On a typical morning in my childhood, I wake and trudge down to the barn to help Dad with the farm chores: chickens, two horses, a milk cow, a dog, a pig or two. I am often conveniently fifteen minutes late. When we arrive back at the house, Dad, who is a pastor and instructed by the Bible to be grave and temperate, is making up songs about jumping ditches and losing his britches. My sisters are glaring at him because they dislike mornings and say it hurts to laugh before 10 a.m., but his zany humor wins the contest and they smile, if reluctantly.

The older boys have packed their lunch for the day of work. I sit at the table, between my next older brother and my next younger sister. There is cereal, buttered toast, and eggs most mornings, maybe two pieces of bacon or sausage for everyone. Everybody communicates in monosyllabic grunts.

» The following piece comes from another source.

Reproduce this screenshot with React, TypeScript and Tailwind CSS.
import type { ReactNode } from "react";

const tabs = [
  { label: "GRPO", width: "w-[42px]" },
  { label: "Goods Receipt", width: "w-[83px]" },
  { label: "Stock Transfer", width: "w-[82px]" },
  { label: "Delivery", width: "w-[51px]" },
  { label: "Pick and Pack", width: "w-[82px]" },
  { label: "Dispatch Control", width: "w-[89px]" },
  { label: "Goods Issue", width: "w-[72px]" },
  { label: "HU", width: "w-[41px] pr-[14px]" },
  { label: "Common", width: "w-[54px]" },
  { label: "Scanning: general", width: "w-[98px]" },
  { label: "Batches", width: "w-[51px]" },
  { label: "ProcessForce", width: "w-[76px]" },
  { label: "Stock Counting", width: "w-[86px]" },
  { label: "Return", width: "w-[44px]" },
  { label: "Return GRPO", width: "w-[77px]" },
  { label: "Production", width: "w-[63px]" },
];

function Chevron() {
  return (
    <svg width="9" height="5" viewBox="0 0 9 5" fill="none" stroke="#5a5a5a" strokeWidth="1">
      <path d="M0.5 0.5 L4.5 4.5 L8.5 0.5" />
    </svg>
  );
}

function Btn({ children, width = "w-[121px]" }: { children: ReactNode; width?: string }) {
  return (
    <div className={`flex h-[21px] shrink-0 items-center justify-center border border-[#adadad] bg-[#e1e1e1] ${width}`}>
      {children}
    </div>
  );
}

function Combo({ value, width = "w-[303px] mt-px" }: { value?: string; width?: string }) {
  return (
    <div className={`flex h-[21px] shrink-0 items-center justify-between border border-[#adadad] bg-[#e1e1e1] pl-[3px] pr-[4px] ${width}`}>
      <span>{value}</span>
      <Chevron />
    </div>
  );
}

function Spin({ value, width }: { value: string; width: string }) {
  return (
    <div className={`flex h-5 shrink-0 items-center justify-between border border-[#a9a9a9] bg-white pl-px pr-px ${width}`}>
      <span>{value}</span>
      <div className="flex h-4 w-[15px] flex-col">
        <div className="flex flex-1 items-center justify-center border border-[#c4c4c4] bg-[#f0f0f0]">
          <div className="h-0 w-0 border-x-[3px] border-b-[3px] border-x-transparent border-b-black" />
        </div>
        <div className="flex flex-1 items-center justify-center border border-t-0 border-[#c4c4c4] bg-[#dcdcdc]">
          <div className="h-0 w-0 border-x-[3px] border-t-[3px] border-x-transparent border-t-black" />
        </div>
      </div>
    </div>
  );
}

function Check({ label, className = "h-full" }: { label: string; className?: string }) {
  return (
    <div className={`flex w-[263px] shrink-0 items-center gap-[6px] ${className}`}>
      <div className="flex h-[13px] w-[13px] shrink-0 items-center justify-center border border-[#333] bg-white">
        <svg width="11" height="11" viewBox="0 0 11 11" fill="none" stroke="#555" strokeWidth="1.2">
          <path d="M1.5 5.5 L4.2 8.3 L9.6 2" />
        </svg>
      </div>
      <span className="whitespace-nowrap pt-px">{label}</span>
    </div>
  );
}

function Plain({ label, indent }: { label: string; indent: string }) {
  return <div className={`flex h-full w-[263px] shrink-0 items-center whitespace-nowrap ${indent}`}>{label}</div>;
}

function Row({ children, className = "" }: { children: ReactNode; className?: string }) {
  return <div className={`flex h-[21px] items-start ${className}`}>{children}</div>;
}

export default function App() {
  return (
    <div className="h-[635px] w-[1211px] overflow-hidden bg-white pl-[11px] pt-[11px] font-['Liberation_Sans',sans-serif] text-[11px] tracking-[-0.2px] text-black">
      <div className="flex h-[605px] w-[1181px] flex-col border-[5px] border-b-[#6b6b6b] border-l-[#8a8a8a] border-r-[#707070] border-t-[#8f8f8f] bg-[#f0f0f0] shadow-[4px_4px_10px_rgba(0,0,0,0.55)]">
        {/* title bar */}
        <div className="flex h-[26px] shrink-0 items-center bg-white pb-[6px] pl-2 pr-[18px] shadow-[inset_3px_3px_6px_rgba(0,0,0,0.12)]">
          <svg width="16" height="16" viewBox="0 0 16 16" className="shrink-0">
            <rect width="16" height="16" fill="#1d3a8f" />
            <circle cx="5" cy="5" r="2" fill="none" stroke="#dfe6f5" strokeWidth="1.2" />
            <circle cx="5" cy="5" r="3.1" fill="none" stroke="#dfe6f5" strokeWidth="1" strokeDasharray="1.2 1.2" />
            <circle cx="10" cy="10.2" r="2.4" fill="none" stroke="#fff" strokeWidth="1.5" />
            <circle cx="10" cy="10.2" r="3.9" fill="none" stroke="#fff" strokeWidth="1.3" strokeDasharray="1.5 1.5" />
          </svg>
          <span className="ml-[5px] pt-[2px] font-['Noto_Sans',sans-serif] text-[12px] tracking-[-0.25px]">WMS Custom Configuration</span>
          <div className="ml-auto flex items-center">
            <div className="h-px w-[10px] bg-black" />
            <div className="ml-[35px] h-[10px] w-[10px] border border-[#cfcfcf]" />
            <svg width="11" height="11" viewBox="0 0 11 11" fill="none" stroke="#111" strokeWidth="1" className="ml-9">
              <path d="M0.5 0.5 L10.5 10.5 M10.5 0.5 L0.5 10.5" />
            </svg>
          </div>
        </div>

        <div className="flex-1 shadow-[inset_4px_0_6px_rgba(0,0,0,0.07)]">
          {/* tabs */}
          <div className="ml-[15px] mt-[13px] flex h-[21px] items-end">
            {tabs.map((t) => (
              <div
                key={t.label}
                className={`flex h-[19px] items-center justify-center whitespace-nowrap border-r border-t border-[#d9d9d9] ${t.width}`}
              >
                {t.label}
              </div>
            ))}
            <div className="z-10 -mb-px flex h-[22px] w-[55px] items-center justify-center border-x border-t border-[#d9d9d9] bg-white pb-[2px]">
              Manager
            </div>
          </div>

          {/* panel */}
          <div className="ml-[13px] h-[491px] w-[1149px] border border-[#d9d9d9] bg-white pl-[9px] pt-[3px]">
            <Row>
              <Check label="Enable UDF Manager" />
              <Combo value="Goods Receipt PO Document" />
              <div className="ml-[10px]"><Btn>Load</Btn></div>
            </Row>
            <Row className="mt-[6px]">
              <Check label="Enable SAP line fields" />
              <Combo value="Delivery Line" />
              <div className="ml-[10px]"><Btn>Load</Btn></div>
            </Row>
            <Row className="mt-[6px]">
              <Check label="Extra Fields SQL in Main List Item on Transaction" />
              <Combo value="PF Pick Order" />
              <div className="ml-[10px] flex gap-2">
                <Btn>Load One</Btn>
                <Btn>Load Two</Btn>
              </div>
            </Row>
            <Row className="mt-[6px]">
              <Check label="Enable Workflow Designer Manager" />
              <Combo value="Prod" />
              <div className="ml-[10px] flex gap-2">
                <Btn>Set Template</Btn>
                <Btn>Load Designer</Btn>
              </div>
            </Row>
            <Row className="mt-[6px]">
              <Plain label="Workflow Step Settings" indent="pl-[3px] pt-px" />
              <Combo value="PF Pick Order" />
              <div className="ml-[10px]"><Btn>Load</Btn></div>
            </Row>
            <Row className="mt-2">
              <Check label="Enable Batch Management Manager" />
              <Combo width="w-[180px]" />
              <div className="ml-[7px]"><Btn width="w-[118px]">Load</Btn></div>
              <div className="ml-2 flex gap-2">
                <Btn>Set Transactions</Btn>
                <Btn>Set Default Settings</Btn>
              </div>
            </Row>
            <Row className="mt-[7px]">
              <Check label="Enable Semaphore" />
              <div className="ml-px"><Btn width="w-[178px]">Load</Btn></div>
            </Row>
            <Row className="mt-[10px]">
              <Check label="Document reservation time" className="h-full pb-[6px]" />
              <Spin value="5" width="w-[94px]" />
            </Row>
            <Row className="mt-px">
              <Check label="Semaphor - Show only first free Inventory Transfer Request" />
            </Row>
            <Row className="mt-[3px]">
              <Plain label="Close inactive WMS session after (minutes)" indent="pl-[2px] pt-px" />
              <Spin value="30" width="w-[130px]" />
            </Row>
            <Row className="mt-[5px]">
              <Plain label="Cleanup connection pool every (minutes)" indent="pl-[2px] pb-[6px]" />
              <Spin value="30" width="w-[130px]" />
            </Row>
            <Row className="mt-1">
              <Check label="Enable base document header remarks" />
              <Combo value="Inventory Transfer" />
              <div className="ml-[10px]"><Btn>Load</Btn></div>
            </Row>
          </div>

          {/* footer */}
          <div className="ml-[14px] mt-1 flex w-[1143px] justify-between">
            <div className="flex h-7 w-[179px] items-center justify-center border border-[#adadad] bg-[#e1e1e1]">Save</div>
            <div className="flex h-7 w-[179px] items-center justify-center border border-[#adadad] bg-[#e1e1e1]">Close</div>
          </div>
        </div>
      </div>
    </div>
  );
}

My older brother yawns, stretching to bump me on the head with his forearm. He does this every morning on purpose. After breakfast, there are family devotions (the boys eyeing the clock), and then we part ways for the day’s work.

Continue reading this essay on the Plough.

(Publishing rights do not allow me to re-publish the essay here. It’s just as well, however, because it will give you an opportunity to meet the Plough. Dig around over there, subscribe to the print magazine. It will be worth your time. They are not paying me to say this.)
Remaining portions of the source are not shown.